I'm scared to leave. I left the older dc dad when they were small and I feel I've made such a mess of it all.

OP posts:
Illuminatedlabia · 13/05/2012 11:41

I have told him that it is becoming a threat to our marriage he thinks that's just me being arsey and trying to threaten him into changing Hmm
We did sit down a few weeks ago and had a very frank discussion about what was going on. He did confess to possibly being on the lazy side and that he does doubt his own decision making process sometimes. That I could deal with if he would also discuss or find some solutions to it.
If I look back now there are things at the beginning of the relationship that I have since told him I should have ended it then. At the time I thought foolishly I suppose that they were evidence of him being a nice caring guy which to be fair he is. I realise now they were evidence of him being apathetic and tbh a bit spineless.

I feel like I know it's not going to change. He did say when we talked that he felt I'd made up my mind whatever he does and I said he couldn't know that until he did actually try.

OP posts:
treadwarily · 13/05/2012 11:44

My dh was a bit like that. Couldn't even make a decision about what to order at a cafe. He'd wait to see what I ordered then say, "I'll have the same."

Now he's on his own he has to make decisions and it's actually quite lovely to see him growing iukwim

I think he was never cut out for a relationship, he'd spent his childhood anxiously trying to fix his alcoholic father and had never stopped to consider his own needs. So he wasn't able to identify what he wanted or to comprehend he had any control over anything. Which suited me to a point as I was/am? v controlling but all v unhealthy.

Sorry if that is of absolutely no help whatsover

tribpot · 13/05/2012 11:49

But half the problem is that he won't look for his own solutions to problems, OP. So if you tell him how he needs to try and change, it's the same as him taking out the rubbish because you specifically instruct him to do so. It's a reflex to stop someone hassling you, not a recognition that this is your responsibility to sort out.

I would second the suggestion of Relate, to see if you can find a neutral territory to discuss how you both address the imbalance in your relationship. He needs to be thinking much more seriously about how he makes his marriage work.

AnyFucker · 13/05/2012 11:59

Relate sounds a good idea

Would he consider it ?

Illuminatedlabia · 13/05/2012 12:29

Ivykaty you are so right and I have taken a massive step back as I've said. I don't bail him out anymore and step in.
The phone calls about dinner I did start doing as you said and he got pissed off again thinking I was being arsey so now I just don't answer the phone if I know he's shopping.

I think the combination of his mother and probably his ex have compounded this. His ex still even now informs him of plans re. Dss never discusses it or is open for any kind of discussion or compromise. I get the impression she was happy to tell him what to do and he went along with it.
I'm not sure about relate. Definitely worth discussing with him but I think he'll take some persuasion he is not a man of many words but I'll broach it.

OP posts:
tribpot · 13/05/2012 13:40

So if he wants to be a 'man of not many words', how does he propose you resolve this situation? It would help immeasurably, I think, if he took some responsibility for finding a solution.

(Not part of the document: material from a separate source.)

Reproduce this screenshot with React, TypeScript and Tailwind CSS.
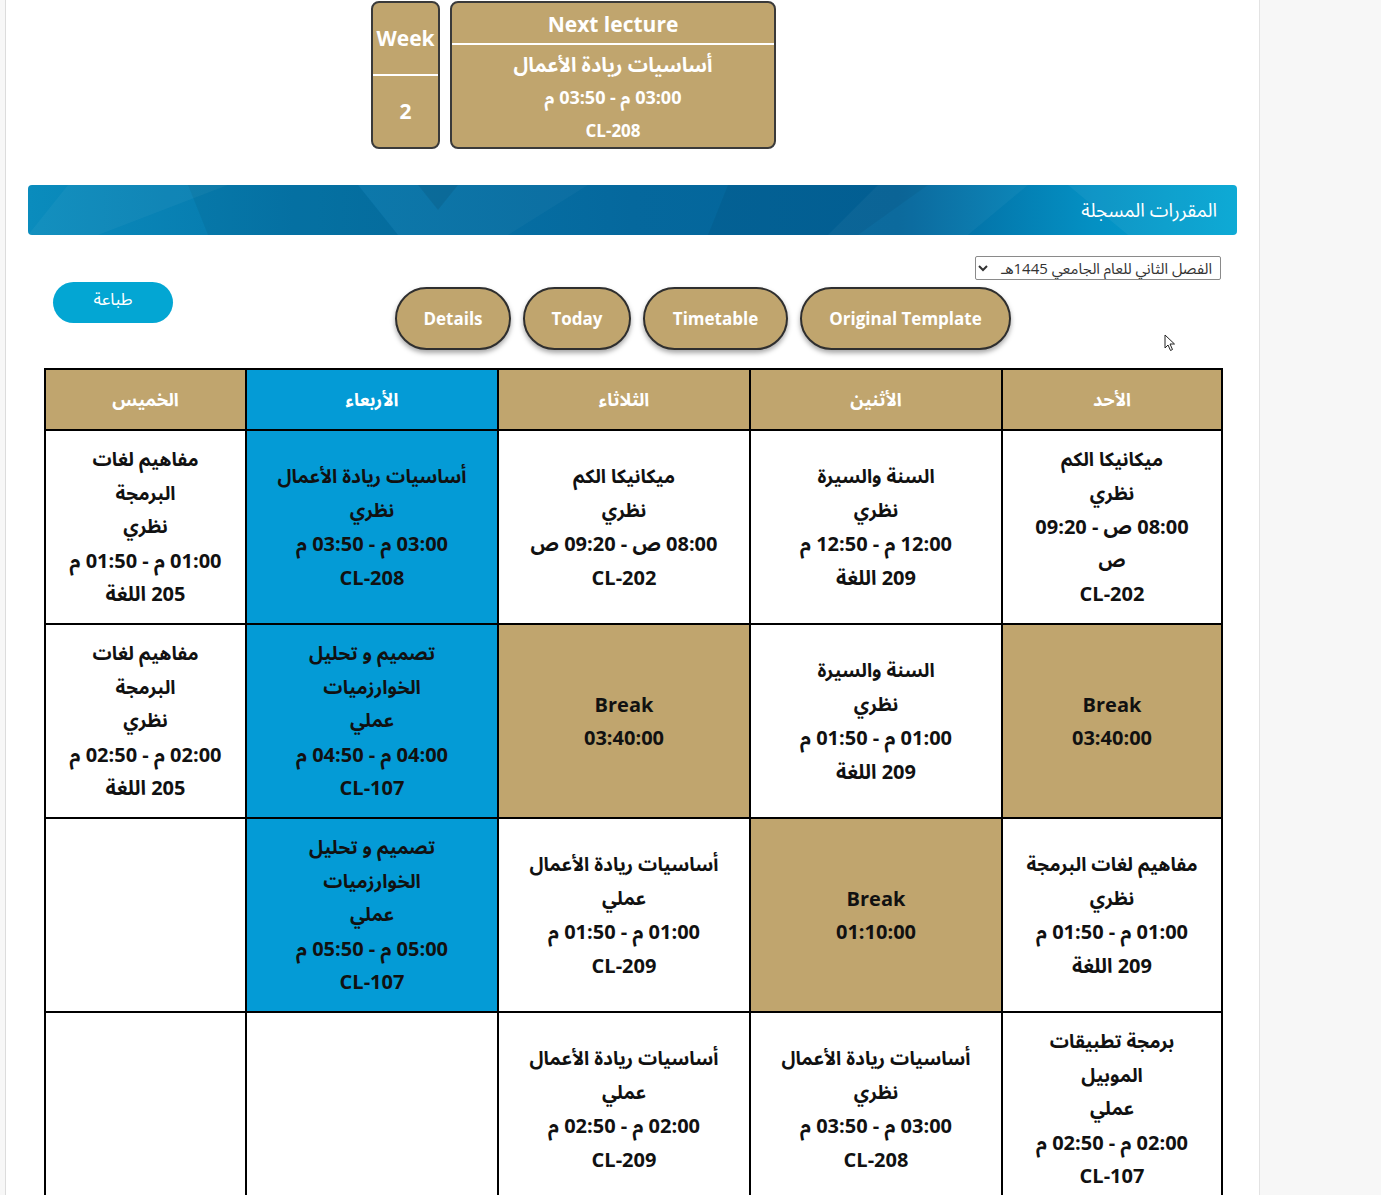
import React from "react";

type Cell =
  | { kind: "course"; lines: string[]; blue?: boolean }
  | { kind: "break"; time: string }
  | { kind: "empty"; blue?: boolean };

const FONT = {
  fontFamily:
    '"Open Sans", "Noto Sans", "Noto Sans Arabic", "Noto Naskh Arabic", "DejaVu Sans", sans-serif',
};

// Columns in RTL order: Sun, Mon, Tue, Wed, Thu
const days = ["الأحد", "الأثنين", "الثلاثاء", "الأربعاء", "الخميس"];
const widths = [220, 252, 252, 252, 201];

const rows: Cell[][] = [
  [
    { kind: "course", lines: ["ميكانيكا الكم", "نظري", "08:00 ص - 09:20", "ص", "CL-202"] },
    { kind: "course", lines: ["السنة والسيرة", "نظري", "12:00 م - 12:50 م", "209 اللغة"] },
    { kind: "course", lines: ["ميكانيكا الكم", "نظري", "08:00 ص - 09:20 ص", "CL-202"] },
    { kind: "course", lines: ["أساسيات ريادة الأعمال", "نظري", "03:00 م - 03:50 م", "CL-208"], blue: true },
    { kind: "course", lines: ["مفاهيم لغات", "البرمجة", "نظري", "01:00 م - 01:50 م", "205 اللغة"] },
  ],
  [
    { kind: "break", time: "03:40:00" },
    { kind: "course", lines: ["السنة والسيرة", "نظري", "01:00 م - 01:50 م", "209 اللغة"] },
    { kind: "break", time: "03:40:00" },
    { kind: "course", lines: ["تصميم و تحليل", "الخوارزميات", "عملي", "04:00 م - 04:50 م", "CL-107"], blue: true },
    { kind: "course", lines: ["مفاهيم لغات", "البرمجة", "نظري", "02:00 م - 02:50 م", "205 اللغة"] },
  ],
  [
    { kind: "course", lines: ["مفاهيم لغات البرمجة", "نظري", "01:00 م - 01:50 م", "209 اللغة"] },
    { kind: "break", time: "01:10:00" },
    { kind: "course", lines: ["أساسيات ريادة الأعمال", "عملي", "01:00 م - 01:50 م", "CL-209"] },
    { kind: "course", lines: ["تصميم و تحليل", "الخوارزميات", "عملي", "05:00 م - 05:50 م", "CL-107"], blue: true },
    { kind: "empty" },
  ],
  [
    { kind: "course", lines: ["برمجة تطبيقات", "الموبيل", "عملي", "02:00 م - 02:50 م", "CL-107"] },
    { kind: "course", lines: ["أساسيات ريادة الأعمال", "نظري", "03:00 م - 03:50 م", "CL-208"] },
    { kind: "course", lines: ["أساسيات ريادة الأعمال", "عملي", "02:00 م - 02:50 م", "CL-209"] },
    { kind: "empty" },
    { kind: "empty" },
  ],
];

const isArabicOnly = (s: string) => !/[0-9A-Za-z]/.test(s);

function TableCell({ cell }: { cell: Cell }) {
  if (cell.kind === "break") {
    return (
      <td className="border-2 border-black bg-[#c0a56e] text-center align-middle">
        <div className="text-[20px] font-bold leading-[33.5px] text-[#111]" dir="ltr">
          <div>Break</div>
          <div>{cell.time}</div>
        </div>
      </td>
    );
  }
  if (cell.kind === "empty") {
    return <td className={"border-2 border-black " + (cell.blue ? "bg-[#049bd6]" : "bg-white")}></td>;
  }
  return (
    <td className={"border-2 border-black text-center align-middle " + (cell.blue ? "bg-[#049bd6]" : "bg-white")}>
      <div className="text-[20px] font-bold leading-[33.5px] text-[#111]">
        {cell.lines.map((l, i) => (
          <div key={i} className={"whitespace-nowrap " + (isArabicOnly(l) ? "text-[19px]" : "")}>
            {l}
          </div>
        ))}
      </div>
    </td>
  );
}

function Banner() {
  return (
    <div className="relative ml-[22px] mt-[36px] h-[50px] w-[1209px] overflow-hidden rounded-[4px] bg-[linear-gradient(90deg,#0a8cbd_0%,#0677ab_22%,#05689d_50%,#03649a_72%,#0490c3_88%,#02a6d3_100%)]">
      <svg className="absolute inset-0 h-full w-full" viewBox="0 0 1209 50" preserveAspectRatio="none">
        <polygon points="40,0 200,0 70,50 0,50" fill="#ffffff" opacity="0.04" />
        <polygon points="160,0 330,0 370,50 180,50" fill="#000000" opacity="0.05" />
        <polygon points="330,0 560,0 480,50 370,50" fill="#ffffff" opacity="0.03" />
        <polygon points="700,0 900,0 830,50 680,50" fill="#000000" opacity="0.05" />
        <polygon points="850,0 1000,0 940,50 800,50" fill="#ffffff" opacity="0.04" />
        <polygon points="1040,0 1209,0 1209,50 1100,50" fill="#ffffff" opacity="0.05" />
        <polygon points="390,0 430,0 410,25" fill="#000000" opacity="0.08" />
      </svg>
      <div className="relative flex h-full items-center justify-start pr-[20px] text-[19px] text-white" dir="rtl">
        المقررات المسجلة
      </div>
    </div>
  );
}

export default function App() {
  return (
    <div className="flex min-h-[1195px] w-[1381px] bg-white" style={FONT}>
      <div className="w-[6px] shrink-0 border-r border-[#dcdcdc] bg-[#f7f7f7]"></div>
      <div className="relative w-[1253px] shrink-0 overflow-hidden">
        {/* Top cards */}
        <div className="ml-[365px] mt-px flex gap-[10px]">
          <div className="flex h-[148px] w-[69px] flex-col overflow-hidden rounded-[8px] border-2 border-[#3a3a3a] bg-[#c0a56e] text-white">
            <div className="flex h-[73px] items-center justify-center border-b-2 border-white text-[21px] font-bold">Week</div>
            <div className="flex flex-1 items-center justify-center text-[21px] font-bold">2</div>
          </div>
          <div className="flex h-[148px] w-[326px] flex-col overflow-hidden rounded-[8px] border-2 border-[#3a3a3a] bg-[#c0a56e] text-white">
            <div className="flex h-[45px] items-center justify-center border-b-2 border-white pt-[3px] text-[21px] font-bold">Next lecture</div>
            <div className="flex flex-col items-center pt-[3px] text-[18px] font-bold leading-[33px]" dir="rtl">
              <div className="text-[20px]">أساسيات ريادة الأعمال</div>
              <div>03:00 م - 03:50 م</div>
              <div className="text-[17px]">CL-208</div>
            </div>
          </div>
        </div>

        <Banner />

        <div className="mr-[38px] mt-[21px] flex justify-end">
          <select
            dir="rtl"
            className="h-[24px] w-[246px] rounded-[2px] border border-[#8a8a8a] bg-white px-1 text-[15px] text-[#333]"
            defaultValue="a"
          >
            <option value="a">الفصل الثاني للعام الجامعي 1445هـ</option>
          </select>
        </div>

        <div className="mt-[2px] flex items-start">
          <button className="ml-[47px] flex h-[41px] w-[120px] items-center justify-center rounded-full bg-[#03a6d3] pb-[8px] text-[17px] text-white" dir="rtl">
            طباعة
          </button>
          <div className="ml-[222px] mt-[5px] flex gap-[12px]">
            {[
              ["Details", "w-[116px]"],
              ["Today", "w-[108px]"],
              ["Timetable", "w-[145px]"],
              ["Original Template", "w-[211px]"],
            ].map(([t, w]) => (
              <div
                key={t}
                className={
                  "flex h-[63px] items-center justify-center rounded-full border-2 border-[#2f2f2f] bg-[#c0a56e] text-[17px] font-bold text-white shadow-[0_3px_5px_rgba(0,0,0,0.35)] " +
                  w
                }
              >
                {t}
              </div>
            ))}
          </div>
        </div>

        {/* cursor */}
        <svg className="absolute left-[1158px] top-[334px]" width="12" height="18" viewBox="0 0 12 18">
          <path d="M1 1 L1 14 L4 11 L6.5 16.5 L8.5 15.5 L6 10 L10.5 10 Z" fill="#fff" stroke="#222" strokeWidth="1" strokeLinejoin="round" />
        </svg>

        <div className="ml-[38px] mt-[18px]">
          <table dir="rtl" className="table-fixed border-collapse border-2 border-black" style={{ width: 1177 }}>
            <colgroup>
              {widths.map((w, i) => (
                <col key={i} style={{ width: w }} />
              ))}
            </colgroup>
            <thead>
              <tr className="h-[61px]">
                {days.map((d, i) => (
                  <th
                    key={d}
                    className={
                      "border-2 border-black text-center text-[18px] font-bold text-white " +
                      (i === 3 ? "bg-[#049bd6]" : "bg-[#c0a56e]")
                    }
                  >
                    {d}
                  </th>
                ))}
              </tr>
            </thead>
            <tbody>
              {rows.map((r, ri) => (
                <tr key={ri} className="h-[194px]">
                  {r.map((c, ci) => (
                    <TableCell key={ci} cell={c} />
                  ))}
                </tr>
              ))}
            </tbody>
          </table>
        </div>
      </div>
      <div className="flex-1 border-l border-[#e3e3e3] bg-[#f7f7f7]"></div>
    </div>
  );
}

Illuminatedlabia · 13/05/2012 15:09

I know you ate totally right. I don't want to be defeatist but I just worry about wasting time and money. People we know well struggle to get a conversation out him I'm not sure how willing he'd be to open up to a stranger.
I'm not really painting him in a good light am I? He's just quite quiet and more reserved than I am.
I'm going to need to sit him down again this week tell again how dire the situation is becoming and suggest relate.